Upon the entry of the final decree petitioner, having obtained military leave, found respondent and the child in Denver and instituted this proceeding wherein service was made on the 26th day of September, 1944, returnable the day following. Over objection of respondent's counsel the matter was set for hearing forthwith upon the return day for taking the testimony of petitioner because of the necessity of his reporting for military duty, and it was then continued for further showing by respondent. The court, after hearing testimony of petitioner and becoming advised as to the order and decree of the Michigan court, ruled that under the full faith and credit clause of the Federal Constitution the court was bound by the divorce decree of the Michigan court and ordered stricken all evidence as to matters occurring prior to the decree. The court further ruled that since no attack had been made on the character of respondent by petitioner, and no finding made thereon in the divorce decree, her character and fitness to have custody of the child were not involved in the proceeding and rejected testimony relating thereto. No evidence was proffered by respondent tending to show lack of jurisdiction of the Michigan court or fraud therein or any change of situation since the date of the decree of divorce, and no showing, except by inference, of the establishment by respondent of domicile in Colorado. On this record the court found the issues in favor of petitioner, sustained the award of custody of the minor to petitioner and in his parents during his military service as provided in the Michigan decree, and granted the writ of habeas corpus.

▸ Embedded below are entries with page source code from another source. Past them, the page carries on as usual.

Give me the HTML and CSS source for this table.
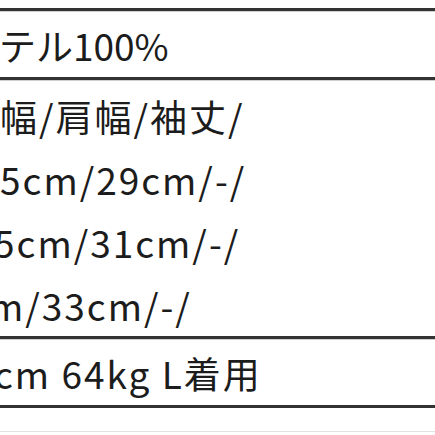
FILE: index.html
```html
<!DOCTYPE html>
<html lang="ja">
<head>
<meta charset="utf-8">
<link rel="stylesheet" href="styles.css">
</head>
<body>
<div class="sheet">
  <div class="row row-single row-first">
    <p class="line tight">テル100%</p>
  </div>
  <div class="row row-multi">
    <p class="line">幅/肩幅/袖丈/</p>
    <p class="line">5cm/29cm/-/</p>
    <p class="line l3">5cm/31cm/-/</p>
    <p class="line l4">m/33cm/-/</p>
  </div>
  <div class="row row-single row-last">
    <p class="line l5">cm 64kg L着用</p>
  </div>
  <div class="faint"></div>
</div>
</body>
</html>
```
FILE: styles.css
```css
html, body {
  margin: 0;
  padding: 0;
  background: #ffffff;
}
body {
  width: 435px;
  height: 435px;
  overflow: hidden;
  font-family: "Noto Sans CJK JP", "Noto Sans", sans-serif;
  color: #1c1c1c;
}
.sheet {
  padding-top: 8px;
}
.row {
  border-top: 3px solid #333333;
  box-shadow: inset 0 1px 0 #cfcfcf;
}
.row-last {
  border-bottom: 3px solid #333333;
}
.row-single {
  height: 63px;
  padding-top: 3px;
  display: flex;
  align-items: center;
}
.row-multi {
  height: 251px;
  padding-top: 5px;
}
.line {
  margin: 0;
  font-size: 37px;
  line-height: 63px;
  letter-spacing: 2px;
  white-space: nowrap;
}
.tight {
  letter-spacing: 0;
  text-indent: -1px;
}
.l3 { text-indent: -6px; }
.l4 { text-indent: -11px; }
.l5 { text-indent: -6px; }
.faint {
  height: 23px;
  border-bottom: 1px solid #e2e2e2;
}
```
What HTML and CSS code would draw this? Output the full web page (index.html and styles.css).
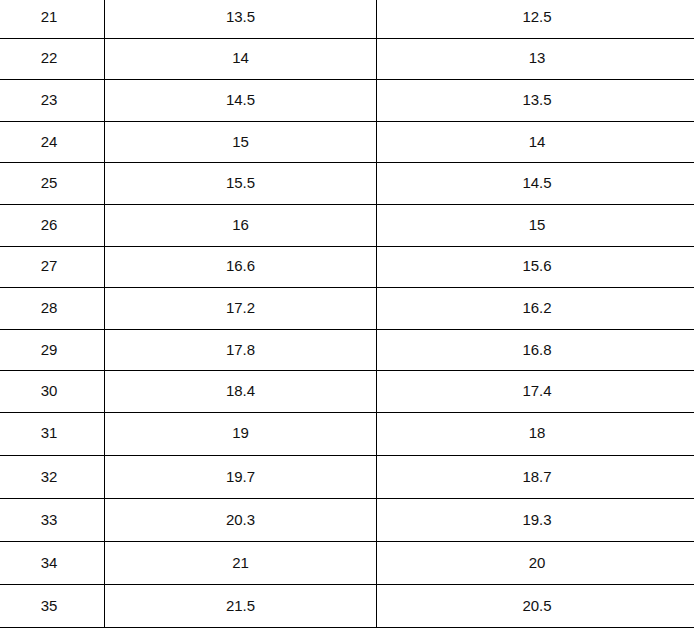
FILE: index.html
```html
<!DOCTYPE html>
<html>
<head>
<meta charset="utf-8">
<link rel="stylesheet" href="styles.css">
</head>
<body>
<table class="size-table">
  <colgroup>
    <col class="c1"><col class="c2"><col class="c3">
  </colgroup>
  <tbody>
    <tr class="r-a"><td>21</td><td>13.5</td><td>12.5</td></tr>
    <tr class="r-a"><td>22</td><td>14</td><td>13</td></tr>
    <tr class="r-a"><td>23</td><td>14.5</td><td>13.5</td></tr>
    <tr class="r-a"><td>24</td><td>15</td><td>14</td></tr>
    <tr class="r-a"><td>25</td><td>15.5</td><td>14.5</td></tr>
    <tr class="r-a"><td>26</td><td>16</td><td>15</td></tr>
    <tr class="r-a"><td>27</td><td>16.6</td><td>15.6</td></tr>
    <tr class="r-a"><td>28</td><td>17.2</td><td>16.2</td></tr>
    <tr class="r-a"><td>29</td><td>17.8</td><td>16.8</td></tr>
    <tr class="r-a"><td>30</td><td>18.4</td><td>17.4</td></tr>
    <tr class="r-b"><td>31</td><td>19</td><td>18</td></tr>
    <tr class="r-b"><td>32</td><td>19.7</td><td>18.7</td></tr>
    <tr class="r-b"><td>33</td><td>20.3</td><td>19.3</td></tr>
    <tr class="r-b"><td>34</td><td>21</td><td>20</td></tr>
    <tr class="r-b"><td>35</td><td>21.5</td><td>20.5</td></tr>
  </tbody>
</table>
</body>
</html>
```
FILE: styles.css
```css
html, body {
  margin: 0;
  padding: 0;
  background: #fff;
  overflow: hidden;
}
.size-table {
  border-collapse: collapse;
  table-layout: fixed;
  width: 704px;
  margin-left: -7px;
  margin-top: -4px;
  font-family: "Liberation Sans", Arial, sans-serif;
  font-size: 15px;
  color: #111;
}
.c1 { width: 111px; }
.c2 { width: 272px; }
.c3 { width: 321px; }
.size-table td {
  border: 1px solid #000;
  text-align: center;
  vertical-align: middle;
  padding: 0 0 2px 0;
}
.r-a td { height: 38.6px; }
.r-b td { height: 40.1px; }
```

Error is assigned in that the Colorado court held itself bound to recognize the decree of the Michigan court under the full faith and credit clause of the Federal Constitution without considering the primary and controlling issue, namely, the welfare of the child, when, it is urged, the child was lawfully domiciled in Colorado at the time the Michigan court awarded custody to petitioner and the latter court thereby lost jurisdiction and its decree was void.

The Michigan court had jurisdiction over both respondent and the child in the divorce proceeding, since all were domiciled and present in that state when the action was begun and respondent appeared and was represented by counsel therein. This jurisdiction included not only the issue of divorce, but of support and custody as well. We think the better rule is that, jurisdiction once having attached was not divested by any change of domicile as to the final decree of divorce and the award of custody in that decree. State v Rhoades, 29 Wash. 61, 69 P. 389; ...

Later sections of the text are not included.